Semi-final – 20 September 2008
| R/O | Artist | Song | Result |
|---|---|---|---|
| 1 | The Pinsons | "Waarom?" | —N/a |
| 2 | Mathilde | "Vergeet-mij-liedje" | —N/a |
| 3 | Chloé | "Un nouveau rêve" | Qualified |
| 4 | Guust | "Ik hou van muziek" | Qualified |
| 5 | Didier & Charlotte | "Samen" | Qualified |
| 6 | Oliver | "Shut Up!" | Qualified |

====Final====
The final took place on 27 September 2008. "Shut Up!" performed by Oliver was selected as the winner after accumulating the highest number of televotes.

Final – 27 September 2008
| R/O | Artist | Song | Place |
|---|---|---|---|
| 1 | Guust | "Ik hou van muziek" | 4 |
| 2 | Chloé | "Un nouveau rêve" | 2 |
| 3 | Oliver | "Shut Up!" | 1 |
| 4 | Didier & Charlotte | "Samen" | 3 |

== At Junior Eurovision ==
At Junior Eurovision, Belgium performed in seventh position, before Bulgaria and after Georgia. The presentation of the Belgian song was changed. Three female dancers and a drummer were introduced to the performance.
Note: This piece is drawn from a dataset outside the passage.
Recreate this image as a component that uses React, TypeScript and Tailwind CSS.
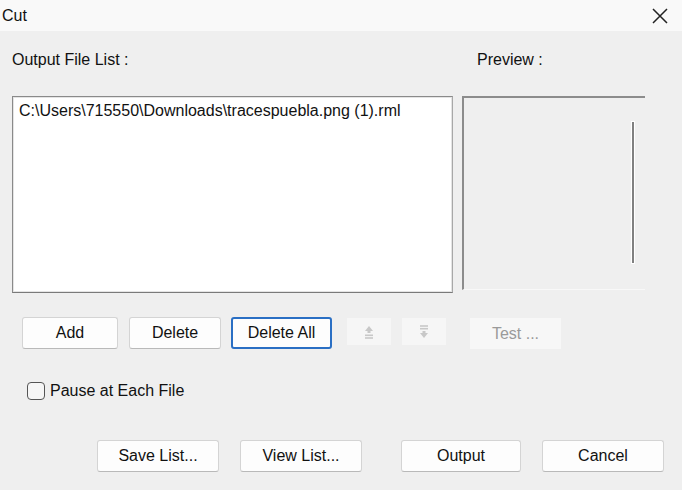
import React from 'react';

const font = { fontFamily: '"Liberation Sans", Arial, sans-serif' };

function Btn({ label, className = '', focused = false }: { label: string; className?: string; focused?: boolean }) {
  return (
    <div
      className={
        'flex items-center justify-center h-[32px] rounded-[3px] text-[16px] text-[#111] ' +
        (focused
          ? 'border-2 border-[#2a6fc4] bg-[#fdfdfd]'
          : 'border border-[#d4d4d4] border-b-[#b9b9b9] bg-[#fdfdfd]') +
        ' ' +
        className
      }
    >
      {label}
    </div>
  );
}

function ArrowBtn({ down = false }: { down?: boolean }) {
  return (
    <div className="w-[44px] h-[27px] bg-[#f6f6f6] flex items-center justify-center">
      <svg width="12" height="16" viewBox="0 0 12 16" className={down ? 'rotate-180' : ''}>
        <path d="M6 2 L2 7 H4.5 V9 H7.5 V7 H10 Z" fill="#c8c8c8" />
        <rect x="2" y="10.5" width="8" height="1.6" fill="#c8c8c8" />
        <rect x="2" y="13.2" width="8" height="1.6" fill="#c8c8c8" />
      </svg>
    </div>
  );
}

export default function App() {
  return (
    <div className="w-[682px] h-[490px] bg-[#efefef] flex flex-col overflow-hidden" style={font}>
      {/* Title bar */}
      <div className="h-[31px] bg-[#f9f9f9] flex items-center justify-between pl-[2px] pr-[13px] shrink-0">
        <span className="text-[16px] text-[#111]">Cut</span>
        <svg width="18" height="18" viewBox="0 0 18 18">
          <path d="M2 2 L16 16 M16 2 L2 16" stroke="#222" strokeWidth="1.5" />
        </svg>
      </div>

      {/* Labels */}
      <div className="flex mt-[20px] h-[18px] items-center text-[16px] text-[#111]">
        <span className="ml-[12px] w-[465px]">Output File List :</span>
        <span>Preview :</span>
      </div>

      {/* List + preview */}
      <div className="flex mt-[27px] h-[197px]">
        <div className="ml-[12px] w-[441px] h-full bg-white border border-[#8a8a8a] border-r-[#a8a8a8] border-b-[#7a7a7a]">
          <div className="h-full border border-[#e4e4e4] px-[5px] pt-[4px] text-[16px] text-[#111] leading-[18px]">
            C:\Users\715550\Downloads\tracespuebla.png (1).rml
          </div>
        </div>
        <div className="ml-[9px] w-[183px] h-[194px] border-l-2 border-t-2 border-[#8c8c8c] border-b border-b-[#f8f8f8] flex justify-end pt-[24px]">
          <div className="w-[2px] h-[141px] bg-[#808080] mr-[11px] outline outline-1 outline-white" />
        </div>
      </div>

      {/* Action buttons */}
      <div className="flex mt-[24px] items-start">
        <Btn label="Add" className="ml-[22px] w-[96px]" />
        <Btn label="Delete" className="ml-[11px] w-[92px]" />
        <Btn label="Delete All" focused className="ml-[10px] w-[101px]" />
        <div className="ml-[15px] mt-[1px]"><ArrowBtn /></div>
        <div className="ml-[11px] mt-[1px]"><ArrowBtn down /></div>
        <div className="ml-[24px] mt-[1px] w-[91px] h-[31px] bg-[#f7f7f7] flex items-center justify-center text-[16px] text-[#9a9a9a]">
          Test ...
        </div>
      </div>

      {/* Checkbox */}
      <div className="flex items-center mt-[33px] ml-[27px] h-[18px]">
        <div className="w-[18px] h-[18px] rounded-[4px] border border-[#555] bg-[#f6f6f6]" />
        <span className="ml-[5px] text-[16px] text-[#111]">Pause at Each File</span>
      </div>

      {/* Bottom buttons */}
      <div className="flex mt-[40px]">
        <Btn label="Save List..." className="ml-[97px] w-[122px] h-[31px]" />
        <Btn label="View List..." className="ml-[21px] w-[122px] h-[31px]" />
        <Btn label="Output" className="ml-[39px] w-[120px] h-[31px]" />
        <Btn label="Cancel" className="ml-[21px] w-[122px] h-[31px]" />
      </div>
    </div>
  );
}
Belgium placed in 11th position with 45 points; the highest of which was 10 points, which came from the Netherlands.

===Voting===

Points awarded to Belgium
| Score | Country |
|---|---|
| 12 points |  |
| 10 points | Netherlands |
| 8 points |  |
| 7 points |  |
| 6 points |  |
| 5 points |  |
| 4 points | Georgia; Lithuania; |
| 3 points | Serbia |
| 2 points | Armenia; Macedonia; Malta; Romania; Ukraine; |
| 1 point | Belarus; Russia; |

Points awarded by Belgium
| Score | Country |
|---|---|
| 12 points | Georgia |
| 10 points | Belarus |
| 8 points | Lithuania |
| 7 points | Malta |
| 6 points | Armenia |
| 5 points | Netherlands |
| 4 points | Macedonia |
| 3 points | Ukraine |
| 2 points | Romania |
| 1 point | Serbia |

== After Junior Eurovision ==
After the Belgian national final, Junior Eurosong, "Shut Up!" was released into the Flemish charts. Its peak in the charts was at #19.